Why models without provenance are already doomed

ExplainerOctober 14, 2025

You can celebrate another trillion parameters if you like. It won’t fix the fact that most models today are built on data of unknown origin, unknown integrity, and unknown manipulations, and they still ship because “it works on the benchmark.” Benchmarks don’t litigate. Benchmarks don’t pay damages. Benchmarks don’t tell you whether your dataset was subtly poisoned three supply chains ago. Provenance does.

The invisible substance you’re actually scaling

What are we scaling when we scale models? Not intelligence. We are scaling assumptions about data: that it’s authentic, consented, licensable, unpoisoned, untainted by our own outputs, and stable over time. Each assumption is an unpriced liability. Stack enough of them and you don’t have a model; you have opaque leverage, a towering position balanced on collateral you never audited.

And leverage, as we all know, is intoxicating because nothing looks wrong until everything does.

If you can’t roll back, you never owned it

We treat “unlearning” as a promise, but it’s a theorem: reversibility requires provenance. Without precise, tamper-evident records of how each datum flowed and where its gradient went, “unlearning” does not really exist. You can delete a file; you cannot delete its influence if the influence isn’t measured, attributable, and bounded. Saying “we’ll retrain” is not a strategy; it’s an admission that the system is fundamentally irreparable.

This is the part that should make builders and investors sit up: irreparable systems don’t deserve scale. Scale amplifies defects. If you cannot reverse a contribution, you don’t have a product. You have a slot machine with a glossy UI.

The dead-internet problem for AI

Synthetic content is flooding the commons. Synthetic is not the problem; unlabelled synthetic is. If your pipeline cannot tell at training time whether a sample is human, synthetic, or a derivative of your own prior outputs, you’re optimizing for coherence, not truth. That’s how models get confident about fiction: the data says “sounds right” because the data was the model yesterday. And this isn’t “model collapse.” It's “provenance collapse”: the moment you can no longer tell which fraction of your decision boundary rests on human signals versus your own afterimages.

“But the product works.” Until it doesn’t.

Fixing this is an engineering requirement. Mark synthetic. Bind it to source, generator, parameters, and policy. Weight it differently. People hear “provenance” and think spreadsheets. Stop. Provenance is not an after-the-fact CSV. It’s a first-class constraint that shapes the model’s feasible future.
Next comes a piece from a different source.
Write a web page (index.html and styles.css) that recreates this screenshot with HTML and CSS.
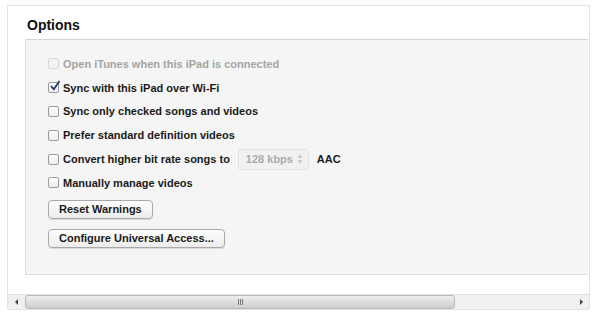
FILE: index.html
```html
<!DOCTYPE html>
<html lang="en">
<head>
    <meta charset="UTF-8">
    <title>Options</title>
    <link rel="stylesheet" href="styles.css">
</head>
<body>
    <div class="panel">
        <h1>Options</h1>

        <div class="group">
            <label class="row disabled"><span class="box"></span>Open iTunes when this iPad is connected</label>
            <label class="row"><span class="box checked"><svg viewBox="0 0 12 12" width="12" height="12"><path d="M2 6 L4.8 9.2 L10.5 1" fill="none" stroke="#1f3d73" stroke-width="1.8"/></svg></span>Sync with this iPad over Wi-Fi</label>
            <label class="row"><span class="box"></span>Sync only checked songs and videos</label>
            <label class="row"><span class="box"></span>Prefer standard definition videos</label>
            <label class="row"><span class="box"></span>Convert higher bit rate songs to
                <span class="select">128 kbps<svg class="arrows" viewBox="0 0 6 10" width="6" height="10"><path d="M3 0.5 L5.5 3.8 H0.5 Z M3 9.5 L5.5 6.2 H0.5 Z" fill="#c2c2c2"/></svg></span>
                <span class="aac">AAC</span>
            </label>
            <label class="row"><span class="box"></span>Manually manage videos</label>

            <div class="buttons">
                <button>Reset Warnings</button>
                <button>Configure Universal Access...</button>
            </div>
        </div>

        <!-- horizontal scroll bar -->
        <div class="scrollbar">
            <span class="arrow left"></span>
            <div class="track">
                <div class="thumb">
                    <span class="grip"><i></i><i></i><i></i></span>
                </div>
            </div>
            <span class="arrow right"></span>
        </div>
    </div>
</body>
</html>
```

FILE: styles.css
```css
/* iTunes options pane */
body {
    margin: 0;
    background-color: #fff;
    font-family: 'Liberation Sans', Arial, sans-serif;
    color: #1a1a1a;
}
.panel {
    margin: 5px 10px 4px 7px;
    height: 305px;
    border: 1px solid #e4e4e4;
    box-sizing: border-box;
    padding-left: 17px;
    display: flex;
    flex-direction: column;
}
h1 {
    font-size: 14px;
    font-weight: bold;
    margin: 11px 0 0 2px;
    height: 22px;
    flex-shrink: 0;
    color: #111;
}
.group {
    margin-right: 1px;
    height: 236px;
    flex-shrink: 0;
    box-sizing: border-box;
    background-color: #f5f5f5;
    border-top: 1px solid #d4d4d4;
    border-left: 1px solid #dcdcdc;
    border-bottom: 1px solid #dcdcdc;
    padding: 12px 0 0 22px;
}
.row {
    display: flex;
    align-items: center;
    height: 23.8px;
    font-size: 11px;
    font-weight: bold;
}
.row.disabled {
    color: #a4a4a4;
}
.box {
    width: 9px;
    height: 9px;
    border: 1px solid #9c9c9c;
    border-radius: 2px;
    background: linear-gradient(#fff, #ececec);
    margin-right: 4px;
    position: relative;
}
.disabled .box {
    border-color: #d6d6d6;
    background: #f2f2f2;
}
.box svg {
    position: absolute;
    left: 0;
    top: -3px;
}
.select {
    display: inline-flex;
    align-items: center;
    justify-content: space-between;
    height: 19px;
    width: 57px;
    margin-left: 8px;
    padding: 0 5px 0 7px;
    border: 1px solid #e2e2e2;
    border-radius: 3px;
    background-color: #f1f1f1;
    color: #ababab;
    font-weight: bold;
}
.aac {
    margin-left: 8px;
}
.buttons {
    display: flex;
    flex-direction: column;
    align-items: flex-start;
    gap: 10px;
    margin-top: 5px;
}
button {
    font-family: 'Liberation Sans', Arial, sans-serif;
    font-size: 11px;
    font-weight: bold;
    color: #1a1a1a;
    height: 19px;
    padding: 0 10px;
    border: 1px solid #a9a9a9;
    border-radius: 4px;
    background: linear-gradient(#fdfdfd, #ececec);
    box-shadow: 0 1px 1px rgba(0,0,0,0.12);
}
.scrollbar {
    margin-top: 19px;
    margin-left: -17px;
    height: 14px;
    flex-shrink: 0;
    display: flex;
    align-items: stretch;
    border-top: 1px solid #e0e0e0;
    background-color: #f0f0f0;
}
.arrow {
    width: 17px;
    position: relative;
}
.arrow::after {
    content: '';
    position: absolute;
    top: 4px;
    border-top: 3px solid transparent;
    border-bottom: 3px solid transparent;
}
.arrow.left::after {
    left: 7px;
    border-right: 3px solid #444;
}
.arrow.right::after {
    left: 8px;
    border-left: 3px solid #444;
}
.track {
    flex: 1;
}
.thumb {
    width: 430px;
    height: 100%;
    box-sizing: border-box;
    border: 1px solid #b8b8b8;
    border-radius: 3px;
    background: linear-gradient(#ededed, #dadada 60%, #cdcdcd);
    display: flex;
    align-items: center;
    justify-content: center;
}
.grip {
    display: flex;
    gap: 1px;
}
.grip i {
    width: 1px;
    height: 6px;
    background-color: #777;
}
```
Without it, you can’t:

Price risk (what are you insuring if you don’t know the inputs?),
Enforce rights (consent, revocation, derivative use),
Audit behavior (what training events caused this output?),
Repair (roll back to a clean state that actually existed).

The unpopular S curve

There are two S-curves ahead.

Curve A (Parameters): cheap wins first, then diminishing returns, then brute-force arms race funded by those who can leave the meter running.
Curve B (Provenance): slow to start (because you must change culture and tooling), then compounding advantages: lower liability, faster procurement, easier cross-org data deals, targeted unlearning, and the ability to ship smaller models that beat bigger ones because they can operate in regulated, audited, high-value contexts where “black box” is a non-starter.

Most teams are stuck worshiping Curve A because it might give you quick commercial success. The teams that will own the next decade are quietly climbing Curve B. They will look boring in the beginning. Then they will look inevitable. And eventually boring AI wins!

The moment we admit what we’re actually selling

Look at your product honestly. Are you selling answers, or are you selling the ability to trust answers? If it’s the latter, and in any serious domain it is, then provenance is not a feature. It’s the substrate: truth must be machine-readable all the way down.

This is the one idea that changes everything: trust is a first-class compute budget. You plan for it. You meter it. You optimize under it. You never borrow it from strangers and call that innovation. It’s the minimum viable condition for building machines we can govern.

That implies:

Cryptographic tagging at ingestion: Data doesn’t enter the pipeline without an attached, verifiable identity and policy.
On-chain or verifiable ledgers: For tamper-resistance and shared truth across organizations that don’t trust each other.
Attribution accounting: If a class of contributors moves the needle, they see it, they earn from it, and they can revoke or renegotiate.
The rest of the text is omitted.